Print exactly the lines running from the one that holds "Write a component" through the one that holds "Minus, Plus, X", please, and leave the pictures out.

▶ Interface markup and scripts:
##############################

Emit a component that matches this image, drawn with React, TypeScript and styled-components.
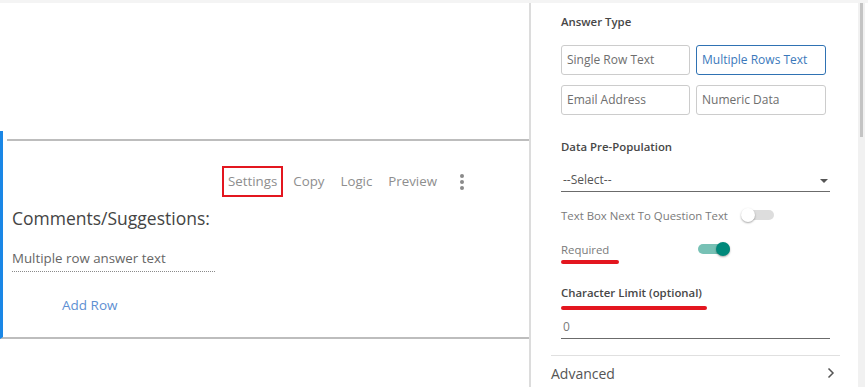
import React from 'react'
import styled, { createGlobalStyle } from 'styled-components'

const GlobalStyle = createGlobalStyle`
    html, body {
        margin: 0;
        padding: 0;
        background: #ffffff;
        font-family: 'Open Sans', 'Noto Sans', sans-serif;
    }
    * {
        box-sizing: border-box;
    }
`

const Page = styled.div`
    width: 868px;
    height: 387px;
    overflow: hidden;
    border-top: 3px solid #f4f4f4;
    display: flex;
`

const LeftPane = styled.div`
    width: 529px;
    padding-top: 128px;
`

const QuestionCard = styled.div`
    border-left: 3px solid #1a87e6;
    border-bottom: 2px solid #bdbdbd;
    padding-top: 8px;
    height: 208px;
`

const CardTopLine = styled.div`
    margin-left: 4px;
    height: 2px;
    background: #bdbdbd;
`

const Toolbar = styled.div`
    display: flex;
    align-items: center;
    justify-content: flex-end;
    gap: 16px;
    padding-right: 65px;
    margin-top: 25px;
    height: 31px;
`

const ToolLink = styled.span<{ highlighted?: boolean }>`
    font-size: 13.3px;
    color: #8e8e8e;
    line-height: 27px;
    padding: 0 ${props => props.highlighted ? '4px' : '0'};
    border: 2px solid ${props => props.highlighted ? '#e3161f' : 'transparent'};
    margin: 0 ${props => props.highlighted ? '-6px' : '-2px'};
`

const Kebab = styled.div`
    display: flex;
    flex-direction: column;
    gap: 2px;
    margin-left: 7px;
`

const Dot = styled.span`
    width: 4px;
    height: 4px;
    border-radius: 50%;
    background: #8a8a8a;
`

const CardBody = styled.div`
    padding-left: 9px;
`

const QuestionTitle = styled.div`
    font-size: 17.5px;
    color: #444444;
    line-height: 24px;
    margin-top: 9px;
`

const AnswerLine = styled.div`
    width: 203px;
    margin-top: 19px;
    font-size: 13.3px;
    color: #666666;
    line-height: 18px;
    padding-bottom: 4px;
    border-bottom: 1px dotted #8a8a8a;
`

const AddRow = styled.div`
    margin: 23px 0 0 50px;
    font-size: 13.5px;
    color: #5d8fd2;
    line-height: 20px;
`

const RightPanel = styled.div`
    width: 339px;
    display: flex;
    border-left: 2px solid #dcdcdc;
`

const PanelContent = styled.div`
    flex: 1;
    padding: 0 28px 0 30px;
`

const ScrollTrack = styled.div`
    width: 7px;
    margin-right: 3px;
    background: #f1f1f1;
    padding: 0 2px;
`

const ScrollThumb = styled.div`
    width: 3px;
    height: 134px;
    background: #c4c4c4;
`

const SectionLabel = styled.div<{ top: number }>`
    margin-top: ${props => props.top}px;
    font-size: 11.4px;
    font-weight: 600;
    color: #474747;
    line-height: 16px;
`

const OptionGrid = styled.div`
    margin-top: 15px;
    display: grid;
    grid-template-columns: 129px 130px;
    column-gap: 6px;
    row-gap: 10px;
`

const OptionBox = styled.div<{ selected?: boolean }>`
    height: 30px;
    border: 1px solid ${props => props.selected ? '#2f72b3' : '#cccccc'};
    border-radius: 3px;
    padding-left: 5px;
    font-size: 12px;
    line-height: 28px;
    color: ${props => props.selected ? '#3b79bb' : '#6e6e6e'};
`

const SelectBox = styled.div`
    margin-top: 14px;
    height: 23px;
    display: flex;
    align-items: center;
    justify-content: space-between;
    border-bottom: 1px solid #6b6b6b;
    font-size: 12px;
    color: #555555;
    padding: 0 2px 2px 2px;
`

const Caret = styled.span`
    width: 0;
    height: 0;
    border-left: 4px solid transparent;
    border-right: 4px solid transparent;
    border-top: 4px solid #555555;
    margin-top: 4px;
`

const ToggleRow = styled.div<{ top: number; gap: number }>`
    margin-top: ${props => props.top}px;
    height: 20px;
    display: flex;
    align-items: center;
    gap: ${props => props.gap}px;
    font-size: 11.4px;
    color: #7a7a7a;
`

const Track = styled.div<{ on?: boolean }>`
    position: relative;
    width: 32px;
    height: 10px;
    border-radius: 5px;
    background: ${props => props.on ? '#77c1b5' : '#dddddd'};
`

const Knob = styled.span<{ on?: boolean }>`
    position: absolute;
    top: -2px;
    left: ${props => props.on ? '18px' : '-1px'};
    width: 14px;
    height: 14px;
    border-radius: 50%;
    background: ${props => props.on ? '#00897b' : '#ffffff'};
    box-shadow: 0 1px 2px rgba(0, 0, 0, 0.35);
`

const Marker = styled.div<{ width: number; top: number }>`
    width: ${props => props.width}px;
    height: 4px;
    margin-top: ${props => props.top}px;
    border-radius: 2px;
    background: #e3161f;
`

const NumberInput = styled.div`
    margin-top: 7px;
    height: 22px;
    border-bottom: 1px solid #6b6b6b;
    padding-left: 2px;
    font-size: 12px;
    line-height: 20px;
    color: #7a7a7a;
`

const Divider = styled.div`
    margin: 16px -10px 0 -10px;
    height: 1px;
    background: #e0e0e0;
`

const AdvancedRow = styled.div`
    margin: 7px -6px 0 -10px;
    height: 20px;
    display: flex;
    align-items: center;
    justify-content: space-between;
    font-size: 14px;
    color: #555555;
`

const Chevron = () => (
    <svg width="10" height="12" viewBox="0 0 10 12">
        <path d="M2.5 1.5 L7 6 L2.5 10.5" fill="none" stroke="#555" strokeWidth="1.5" />
    </svg>
)

const answerTypes = [
    { label: 'Single Row Text' },
    { label: 'Multiple Rows Text', selected: true },
    { label: 'Email Address' },
    { label: 'Numeric Data' },
]

export default function App() {
    return (
        <>
            <GlobalStyle />
            <Page>
                <LeftPane>
                    <QuestionCard>
                        <CardTopLine />
                        <Toolbar>
                            <ToolLink highlighted>Settings</ToolLink>
                            <ToolLink>Copy</ToolLink>
                            <ToolLink>Logic</ToolLink>
                            <ToolLink>Preview</ToolLink>
                            <Kebab>
                                <Dot />
                                <Dot />
                                <Dot />
                            </Kebab>
                        </Toolbar>
                        <CardBody>
                            <QuestionTitle>Comments/Suggestions:</QuestionTitle>
                            <AnswerLine>Multiple row answer text</AnswerLine>
                            <AddRow>Add Row</AddRow>
                        </CardBody>
                    </QuestionCard>
                </LeftPane>
                <RightPanel>
                    <PanelContent>
                        <SectionLabel top={11}>Answer Type</SectionLabel>
                        <OptionGrid>
                            {answerTypes.map(item => (
                                <OptionBox key={item.label} selected={item.selected}>{item.label}</OptionBox>
                            ))}
                        </OptionGrid>
                        <SectionLabel top={24}>Data Pre-Population</SectionLabel>
                        <SelectBox>
                            <span>--Select--</span>
                            <Caret />
                        </SelectBox>
                        <ToggleRow top={13} gap={14}>
                            <span>Text Box Next To Question Text</span>
                            <Track><Knob /></Track>
                        </ToggleRow>
                        <ToggleRow top={14} gap={89}>
                            <span>Required</span>
                            <Track on><Knob on /></Track>
                        </ToggleRow>
                        <Marker width={58} top={1} />
                        <SectionLabel top={21}>Character Limit (optional)</SectionLabel>
                        <Marker width={146} top={5} />
                        <NumberInput>0</NumberInput>
                        <Divider />
                        <AdvancedRow>
                            <span>Advanced</span>
                            <Chevron />
                        </AdvancedRow>
                    </PanelContent>
                    <ScrollTrack>
                        <ScrollThumb />
                    </ScrollTrack>
                </RightPanel>
            </Page>
        </>
    )
}
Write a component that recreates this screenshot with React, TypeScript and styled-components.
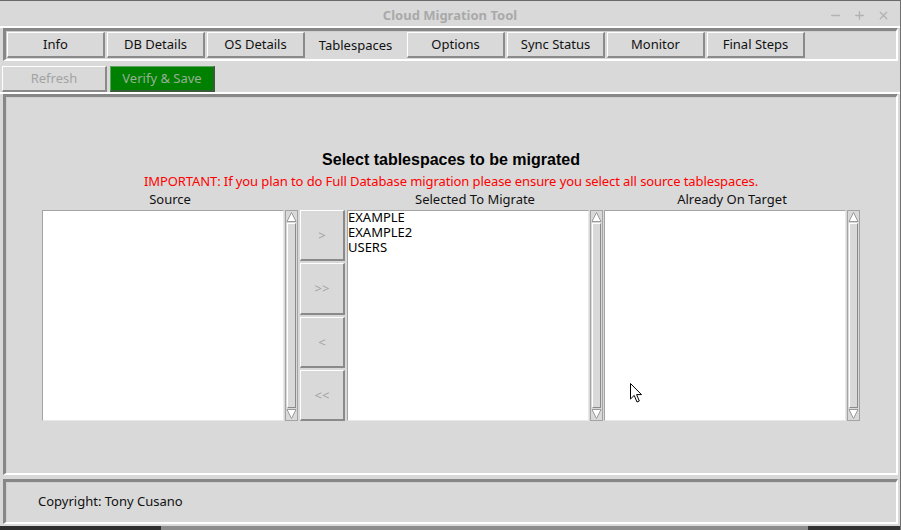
import styled, { createGlobalStyle } from "styled-components";
import { Minus, Plus, X } from "lucide-react";

const GlobalStyle = createGlobalStyle`
    body {
        margin: 0;
        background: #d9d9d9;
        font-family: "Noto Sans", "DejaVu Sans", sans-serif;
        font-size: 13px;
    }
`

const Window = styled.div`
    position: relative;
    width: 900px;
    height: 529px;
    border-top: 1px solid #6a6a6a;
    border-right: 1px solid #707070;
    background: #d9d9d9;
    display: flex;
    flex-direction: column;
    overflow: hidden;
`

const TitleBar = styled.div`
    box-sizing: border-box;
    padding-top: 2px;
    border-bottom: 2px solid #fff;
    height: 27px;
    display: flex;
    align-items: center;
    justify-content: center;
    position: relative;
    color: #a9a9a9;
    font-weight: bold;
    font-size: 13px;
`

const WindowControls = styled.div`
    position: absolute;
    right: 10px;
    top: 8px;
    display: flex;
    gap: 11px;
    color: #b3b3b3;
`

const Sunken = styled.div`
    margin: 0 2px 0 3px;
    border-style: solid;
    border-width: 3px 2px 2px 3px;
    border-color: #878787 #fff #fff #878787;
    box-shadow: inset 1px 1px 0 #cfcfcf;
`

const TabFrame = styled(Sunken)`
    padding: 1px;
    display: flex;
    gap: 2px;
`

const Tab = styled.div<{ $active?: boolean }>`
    width: 98px;
    height: 26px;
    box-sizing: border-box;
    display: flex;
    align-items: center;
    justify-content: center;
    color: #111;
    border-style: solid;
    border-width: 1px 2px 2px 1px;
    border-color: ${p => p.$active ? "transparent" : "#fff #8a8a8a #8a8a8a #fff"};
    padding-bottom: ${p => p.$active ? "0" : "2px"};
`

const ActionRow = styled.div`
    padding: 5px 0 0 2px;
    box-sizing: border-box;
    height: 33px;
    border-bottom: 2px solid #fff;
    display: flex;
    gap: 3px;
`

const ActionButton = styled.div<{ $green?: boolean }>`
    width: 105px;
    height: 26px;
    box-sizing: border-box;
    padding-bottom: 2px;
    display: flex;
    align-items: center;
    justify-content: center;
    background: ${p => p.$green ? "#008000" : "#d9d9d9"};
    color: ${p => p.$green ? "#97b097" : "#a3a3a3"};
    border-style: solid;
    border-width: 1px 2px 2px 1px;
    border-color: ${p => p.$green ? "#5aa45a #3a5a3a #3a5a3a #5aa45a" : "#fff #8a8a8a #8a8a8a #fff"};
`

const MainPanel = styled(Sunken)`
    height: 381px;
    box-sizing: border-box;
    padding-top: 53px;
    display: flex;
    flex-direction: column;
    align-items: center;
`

const Heading = styled.div`
    font-family: "Liberation Sans", Arial, sans-serif;
    font-weight: bold;
    font-size: 16px;
    line-height: 20px;
    color: #000;
`

const Warning = styled.div`
    margin-top: 2px;
    line-height: 18px;
    letter-spacing: -0.09px;
    color: #ff0000;
`

const Columns = styled.div`
    display: flex;
    align-items: flex-start;
`

const Column = styled.div<{ $gap?: number }>`
    display: flex;
    flex-direction: column;
    margin-left: ${p => p.$gap ?? 0}px;
`

const Label = styled.div`
    height: 18px;
    line-height: 18px;
    margin-bottom: 2px;
    text-align: center;
    color: #111;
`

const Pane = styled.div`
    display: flex;
    gap: 1px;
    height: 211px;
`

const ListBox = styled.div`
    width: 242px;
    box-sizing: border-box;
    background: #fff;
    border: 1px solid #a3a3a3;
    border-right-color: #e8e8e8;
    border-bottom-color: #e8e8e8;
    line-height: 15px;
    color: #000;
`

const Items = styled.div`
    margin-top: -1px;
`

const ScrollTrack = styled.div`
    width: 13px;
    box-sizing: border-box;
    border: 1px solid #a3a3a3;
    background: #d9d9d9;
    display: flex;
    flex-direction: column;
`

const ScrollArrow = styled.svg`
    display: block;
    width: 11px;
    height: 12px;
    flex: none;
`

const ScrollThumb = styled.div`
    flex: 1;
    margin: 0 1px;
    border-style: solid;
    border-width: 1px;
    border-color: #fff #8a8a8a #8a8a8a #fff;
`

const MoveButtons = styled.div`
    width: 45px;
    height: 211px;
    display: flex;
    flex-direction: column;
    gap: 2px;
`

const MoveButton = styled.div`
    flex: 1;
    box-sizing: border-box;
    display: flex;
    align-items: center;
    justify-content: center;
    color: #a3a3a3;
    border-style: solid;
    border-width: 1px 2px 2px 1px;
    border-color: #fff #8a8a8a #8a8a8a #fff;
`

const Footer = styled(Sunken)`
    margin-top: 4px;
    height: 45px;
    box-sizing: border-box;
    display: flex;
    align-items: center;
    padding: 0 0 2px 32px;
    color: #111;
`

const BottomEdge = styled.div`
    margin-top: auto;
    height: 4px;
    display: flex;
`

const EdgePart = styled.div<{ $w?: number; $c: string }>`
    background: ${p => p.$c};
    ${p => p.$w ? `width: ${p.$w}px;` : "flex: 1;"}
`

const Cursor = styled.svg`
    position: absolute;
    left: 630px;
    top: 382px;
`

function Scrollbar() {
    return (
        <ScrollTrack>
            <ScrollArrow viewBox="0 0 11 12">
                <polygon points="1,10.5 5.5,1.5 10,10.5" fill="#fff" stroke="#9a9a9a" strokeWidth="1" />
            </ScrollArrow>
            <ScrollThumb />
            <ScrollArrow viewBox="0 0 11 12">
                <polygon points="1,1.5 5.5,10.5 10,1.5" fill="#fff" stroke="#9a9a9a" strokeWidth="1" />
            </ScrollArrow>
        </ScrollTrack>
    )
}

function ListPane({ items }: { items: string[] }) {
    return (
        <Pane>
            <ListBox>
                <Items>
                    {items.map(i => <div key={i}>{i}</div>)}
                </Items>
            </ListBox>
            <Scrollbar />
        </Pane>
    )
}

const tabs = ["Info", "DB Details", "OS Details", "Tablespaces", "Options", "Sync Status", "Monitor", "Final Steps"]

export default function App() {
    return (
        <>
            <GlobalStyle />
            <Window>
                <TitleBar>
                    Cloud Migration Tool
                    <WindowControls>
                        <Minus size={13} strokeWidth={2.5} />
                        <Plus size={13} strokeWidth={2.5} />
                        <X size={13} strokeWidth={2.5} />
                    </WindowControls>
                </TitleBar>
                <TabFrame>
                    {tabs.map(t => <Tab key={t} $active={t === "Tablespaces"}>{t}</Tab>)}
                </TabFrame>
                <ActionRow>
                    <ActionButton>Refresh</ActionButton>
                    <ActionButton $green>Verify &amp; Save</ActionButton>
                </ActionRow>
                <MainPanel>
                    <Heading>Select tablespaces to be migrated</Heading>
                    <Warning>IMPORTANT: If you plan to do Full Database migration please ensure you select all source tablespaces.</Warning>
                    <Columns>
                        <Column>
                            <Label>Source</Label>
                            <ListPane items={[]} />
                        </Column>
                        <Column $gap={2}>
                            <Label />
                            <MoveButtons>
                                <MoveButton>&gt;</MoveButton>
                                <MoveButton>&gt;&gt;</MoveButton>
                                <MoveButton>&lt;</MoveButton>
                                <MoveButton>&lt;&lt;</MoveButton>
                            </MoveButtons>
                        </Column>
                        <Column $gap={2}>
                            <Label>Selected To Migrate</Label>
                            <ListPane items={["EXAMPLE", "EXAMPLE2", "USERS"]} />
                        </Column>
                        <Column $gap={1}>
                            <Label>Already On Target</Label>
                            <ListPane items={[]} />
                        </Column>
                    </Columns>
                </MainPanel>
                <Footer>Copyright: Tony Cusano</Footer>
                <BottomEdge>
                    <EdgePart $w={161} $c="#2f2f2f" />
                    <EdgePart $c="#8c8c8c" />
                    <EdgePart $w={92} $c="#333" />
                </BottomEdge>
                <Cursor width="13" height="21" viewBox="0 0 13 21">
                    <path d="M0.5,0.5 L0.5,16 L4.2,12.4 L7,19 L9.3,18 L6.6,11.6 L11.5,11.6 Z" fill="#fff" stroke="#000" strokeWidth="1" />
                </Cursor>
            </Window>
        </>
    )
}
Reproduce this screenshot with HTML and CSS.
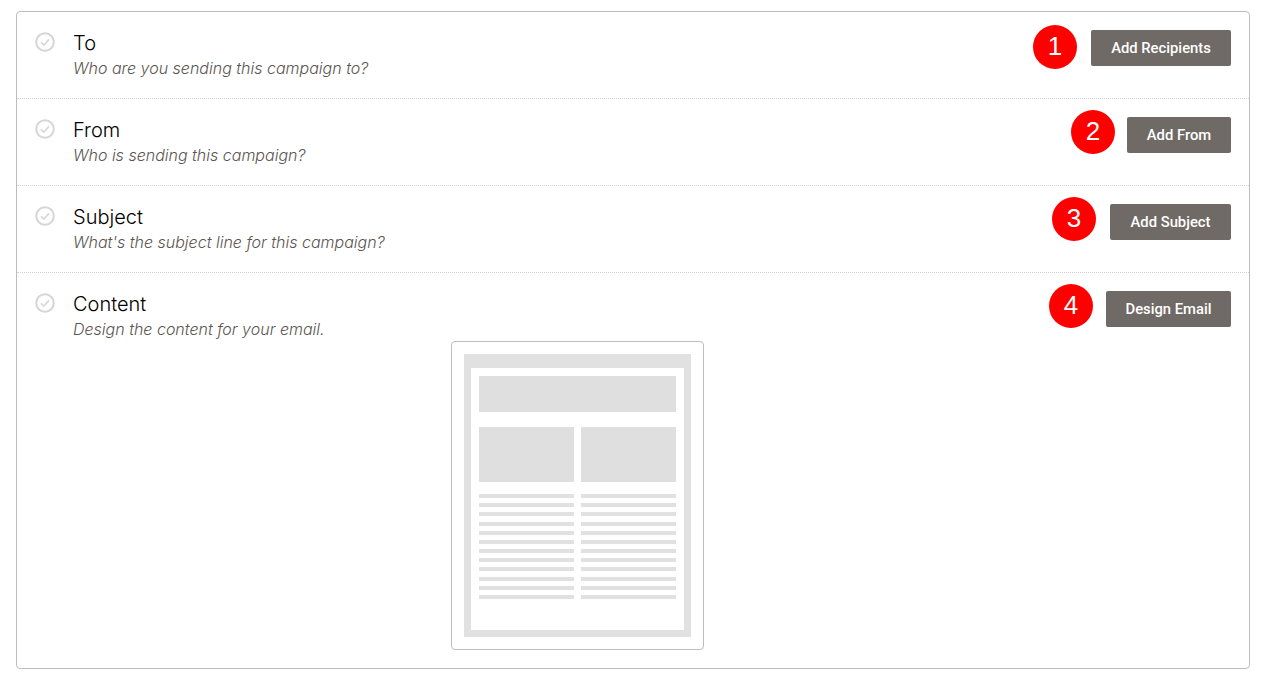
FILE: index.html
```html
<!DOCTYPE html>
<html>
<head>
    <title>Campaign Checklist</title>
    <link rel="stylesheet" href="styles.css">
</head>
<body>
    <div class="checklist">
        <!-- To -->
        <div class="row">
            <svg class="check" viewBox="0 0 20 20"><circle cx="10" cy="10" r="8.8"/><path d="M6 10.4l2.8 2.8L14 7.4"/></svg>
            <div class="row-text">
                <div class="row-title">To</div>
                <div class="row-sub">Who are you sending this campaign to?</div>
            </div>
            <div class="row-action">
                <span class="badge">1</span>
                <button class="btn btn-to">Add Recipients</button>
            </div>
        </div>
        <!-- From -->
        <div class="row">
            <svg class="check" viewBox="0 0 20 20"><circle cx="10" cy="10" r="8.8"/><path d="M6 10.4l2.8 2.8L14 7.4"/></svg>
            <div class="row-text">
                <div class="row-title">From</div>
                <div class="row-sub">Who is sending this campaign?</div>
            </div>
            <div class="row-action gap-small">
                <span class="badge">2</span>
                <button class="btn btn-from">Add From</button>
            </div>
        </div>
        <!-- Subject -->
        <div class="row">
            <svg class="check" viewBox="0 0 20 20"><circle cx="10" cy="10" r="8.8"/><path d="M6 10.4l2.8 2.8L14 7.4"/></svg>
            <div class="row-text">
                <div class="row-title">Subject</div>
                <div class="row-sub">What's the subject line for this campaign?</div>
            </div>
            <div class="row-action">
                <span class="badge">3</span>
                <button class="btn btn-subject">Add Subject</button>
            </div>
        </div>
        <!-- Content -->
        <div class="row row-last">
            <svg class="check" viewBox="0 0 20 20"><circle cx="10" cy="10" r="8.8"/><path d="M6 10.4l2.8 2.8L14 7.4"/></svg>
            <div class="row-text">
                <div class="row-title">Content</div>
                <div class="row-sub">Design the content for your email.</div>
                <div class="preview">
                    <div class="preview-frame">
                        <div class="preview-page">
                            <div class="block-hero"></div>
                            <div class="block-cols">
                                <div class="block-col"></div>
                                <div class="block-col"></div>
                            </div>
                            <div class="lines">
                                <i></i><i></i><i></i><i></i><i></i><i></i><i></i><i></i><i></i><i></i><i></i><i></i>
                                <i></i><i></i><i></i><i></i><i></i><i></i><i></i><i></i><i></i><i></i><i></i><i></i>
                            </div>
                        </div>
                    </div>
                </div>
            </div>
            <div class="row-action gap-mid">
                <span class="badge">4</span>
                <button class="btn btn-design">Design Email</button>
            </div>
        </div>
    </div>
</body>
</html>
```

FILE: styles.css
```css
/* General Body Styles */
body {
    margin: 0;
    padding: 11px 19px 16px 16px;
    background-color: #fff;
    font-family: 'Inter', sans-serif;
}

/* Outer panel */
.checklist {
    border: 1px solid #bdbdbd;
    border-radius: 4px;
    background: #fff;
}

/* Rows */
.row {
    display: flex;
    align-items: flex-start;
    height: 86px;
    box-sizing: content-box;
    border-bottom: 1px dotted #d4d4d4;
    padding-right: 18px;
}

.row-last {
    height: auto;
    border-bottom: none;
    padding-bottom: 18px;
}

.check {
    flex: none;
    width: 20px;
    height: 20px;
    margin: 20px 0 0 17.5px;
    fill: none;
    stroke: #d6d6d6;
    stroke-width: 2;
}

.check path {
    stroke-width: 1.6;
}

.row-text {
    flex: 1;
    padding: 18px 0 0 18.5px;
}

.row-title {
    font-size: 20px;
    line-height: 26px;
    font-weight: 350;
    color: #000;
}

.row-sub {
    margin-top: 1px;
    font-size: 16px;
    line-height: 22px;
    font-style: italic;
    font-weight: 300;
    color: #5b5551;
}

/* Button + number */
.row-action {
    display: flex;
    align-items: flex-start;
    gap: 14px;
}

.gap-small {
    gap: 12px;
}

.gap-mid {
    gap: 13px;
}

.badge {
    width: 44px;
    height: 44px;
    margin-top: 11px;
    border-radius: 50%;
    background: #f00;
    color: #fff;
    font-family: 'Liberation Sans', sans-serif;
    font-size: 26px;
    line-height: 42px;
    text-align: center;
}

/* first number sits a little lower than the others */
.row:first-child .badge {
    margin-top: 13px;
}

.btn {
    height: 36px;
    margin-top: 18px;
    padding: 0;
    border: none;
    border-radius: 2px;
    background-color: #6f6a66;
    color: #fff;
    font-family: 'Roboto', sans-serif;
    font-size: 14.8px;
    font-weight: 500;
}

.btn-to {
    width: 140px;
}

.btn-from {
    width: 104px;
}

.btn-subject {
    width: 121px;
}

.btn-design {
    width: 125px;
}

/* Email layout preview */
.preview {
    box-sizing: border-box;
    width: 253px;
    height: 309px;
    margin: 1px 0 0 378px;
    padding: 12px;
    border: 1px solid #bdbdbd;
    border-radius: 4px;
}

.preview-frame {
    height: 283px;
    box-sizing: border-box;
    padding: 14px 7px 7px;
    background: #e1e1e1;
}

.preview-page {
    height: 100%;
    box-sizing: border-box;
    padding: 8px;
    background: #fff;
}

.block-hero {
    height: 36px;
    background: #dfdfdf;
}

.block-cols {
    display: grid;
    grid-template-columns: 1fr 1fr;
    column-gap: 7px;
    margin-top: 15px;
}

.block-col {
    height: 55px;
    background: #dfdfdf;
}

.lines {
    display: grid;
    grid-template-columns: 1fr 1fr;
    grid-auto-flow: column;
    grid-template-rows: repeat(12, 4px);
    column-gap: 7px;
    row-gap: 5.18px;
    margin-top: 12px;
}

.lines i {
    display: block;
    background: #e1e1e1;
}
```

##############################

▶ Reply:
Write a component that recreates this screenshot with React, TypeScript and styled-components.
import styled, { createGlobalStyle } from "styled-components";
import { Minus, Plus, X } from "lucide-react";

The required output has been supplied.